▸ PROBLEM STATEMENT
All of the material should be reproduced exactly, with pictures left out.

▸ RECORDED INFORMATION
━━━━━━
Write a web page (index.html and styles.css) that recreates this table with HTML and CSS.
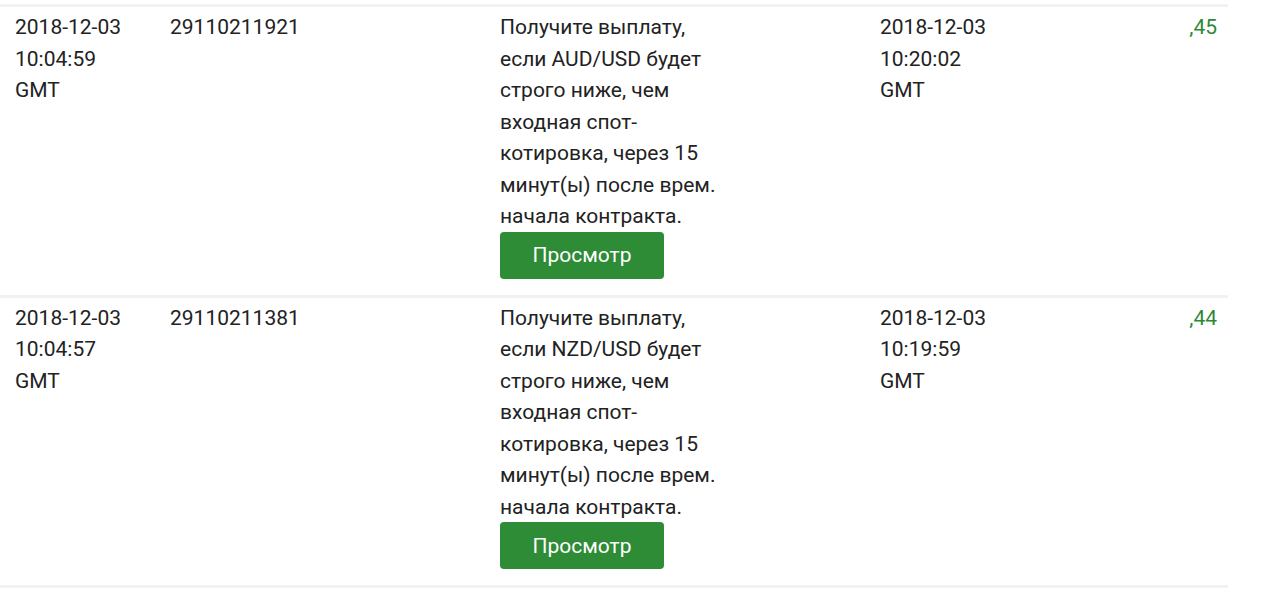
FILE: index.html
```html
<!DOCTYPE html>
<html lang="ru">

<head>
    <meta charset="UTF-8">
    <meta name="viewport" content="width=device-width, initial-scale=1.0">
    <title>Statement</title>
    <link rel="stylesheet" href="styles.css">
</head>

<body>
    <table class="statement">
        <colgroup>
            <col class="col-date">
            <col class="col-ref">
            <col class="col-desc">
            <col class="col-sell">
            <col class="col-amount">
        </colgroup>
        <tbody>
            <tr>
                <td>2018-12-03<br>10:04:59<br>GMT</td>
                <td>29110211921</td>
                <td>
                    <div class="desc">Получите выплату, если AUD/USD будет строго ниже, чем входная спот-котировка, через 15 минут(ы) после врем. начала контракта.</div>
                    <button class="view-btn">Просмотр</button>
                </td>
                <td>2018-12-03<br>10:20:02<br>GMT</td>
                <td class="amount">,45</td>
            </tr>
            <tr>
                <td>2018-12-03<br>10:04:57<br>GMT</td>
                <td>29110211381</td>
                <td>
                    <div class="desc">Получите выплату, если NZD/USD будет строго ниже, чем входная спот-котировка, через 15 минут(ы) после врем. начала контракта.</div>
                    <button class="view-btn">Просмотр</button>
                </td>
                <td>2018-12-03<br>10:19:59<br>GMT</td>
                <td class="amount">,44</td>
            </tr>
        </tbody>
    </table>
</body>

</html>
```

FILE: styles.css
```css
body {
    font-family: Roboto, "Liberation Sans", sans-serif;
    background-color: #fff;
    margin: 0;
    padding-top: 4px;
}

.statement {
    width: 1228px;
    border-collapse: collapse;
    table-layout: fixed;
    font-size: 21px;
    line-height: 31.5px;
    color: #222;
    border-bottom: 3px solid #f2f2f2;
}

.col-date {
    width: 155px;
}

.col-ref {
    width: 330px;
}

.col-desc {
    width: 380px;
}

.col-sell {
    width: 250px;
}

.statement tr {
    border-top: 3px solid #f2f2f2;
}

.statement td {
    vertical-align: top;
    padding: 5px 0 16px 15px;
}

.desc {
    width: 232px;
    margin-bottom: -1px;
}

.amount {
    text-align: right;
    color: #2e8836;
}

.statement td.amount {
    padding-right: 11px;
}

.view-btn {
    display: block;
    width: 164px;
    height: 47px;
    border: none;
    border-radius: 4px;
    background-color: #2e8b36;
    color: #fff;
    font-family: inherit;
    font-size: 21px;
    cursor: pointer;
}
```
━━━━━━
▸ ANSWER IN FULL
Write a web page (index.html and styles.css) that recreates this table with HTML and CSS.
FILE: index.html
```html
<!DOCTYPE html>
<html lang="ru">

<head>
    <meta charset="UTF-8">
    <meta name="viewport" content="width=device-width, initial-scale=1.0">
    <title>Statement</title>
    <link rel="stylesheet" href="styles.css">
</head>

<body>
    <table class="statement">
        <colgroup>
            <col class="col-date">
            <col class="col-ref">
            <col class="col-desc">
            <col class="col-sell">
            <col class="col-amount">
        </colgroup>
        <tbody>
            <tr>
                <td>2018-12-03<br>10:04:59<br>GMT</td>
                <td>29110211921</td>
                <td>
                    <div class="desc">Получите выплату, если AUD/USD будет строго ниже, чем входная спот-котировка, через 15 минут(ы) после врем. начала контракта.</div>
                    <button class="view-btn">Просмотр</button>
                </td>
                <td>2018-12-03<br>10:20:02<br>GMT</td>
                <td class="amount">,45</td>
            </tr>
            <tr>
                <td>2018-12-03<br>10:04:57<br>GMT</td>
                <td>29110211381</td>
                <td>
                    <div class="desc">Получите выплату, если NZD/USD будет строго ниже, чем входная спот-котировка, через 15 минут(ы) после врем. начала контракта.</div>
                    <button class="view-btn">Просмотр</button>
                </td>
                <td>2018-12-03<br>10:19:59<br>GMT</td>
                <td class="amount">,44</td>
            </tr>
        </tbody>
    </table>
</body>

</html>
```

FILE: styles.css
```css
body {
    font-family: Roboto, "Liberation Sans", sans-serif;
    background-color: #fff;
    margin: 0;
    padding-top: 4px;
}

.statement {
    width: 1228px;
    border-collapse: collapse;
    table-layout: fixed;
    font-size: 21px;
    line-height: 31.5px;
    color: #222;
    border-bottom: 3px solid #f2f2f2;
}

.col-date {
    width: 155px;
}

.col-ref {
    width: 330px;
}

.col-desc {
    width: 380px;
}

.col-sell {
    width: 250px;
}

.statement tr {
    border-top: 3px solid #f2f2f2;
}

.statement td {
    vertical-align: top;
    padding: 5px 0 16px 15px;
}

.desc {
    width: 232px;
    margin-bottom: -1px;
}

.amount {
    text-align: right;
    color: #2e8836;
}

.statement td.amount {
    padding-right: 11px;
}

.view-btn {
    display: block;
    width: 164px;
    height: 47px;
    border: none;
    border-radius: 4px;
    background-color: #2e8b36;
    color: #fff;
    font-family: inherit;
    font-size: 21px;
    cursor: pointer;
}
```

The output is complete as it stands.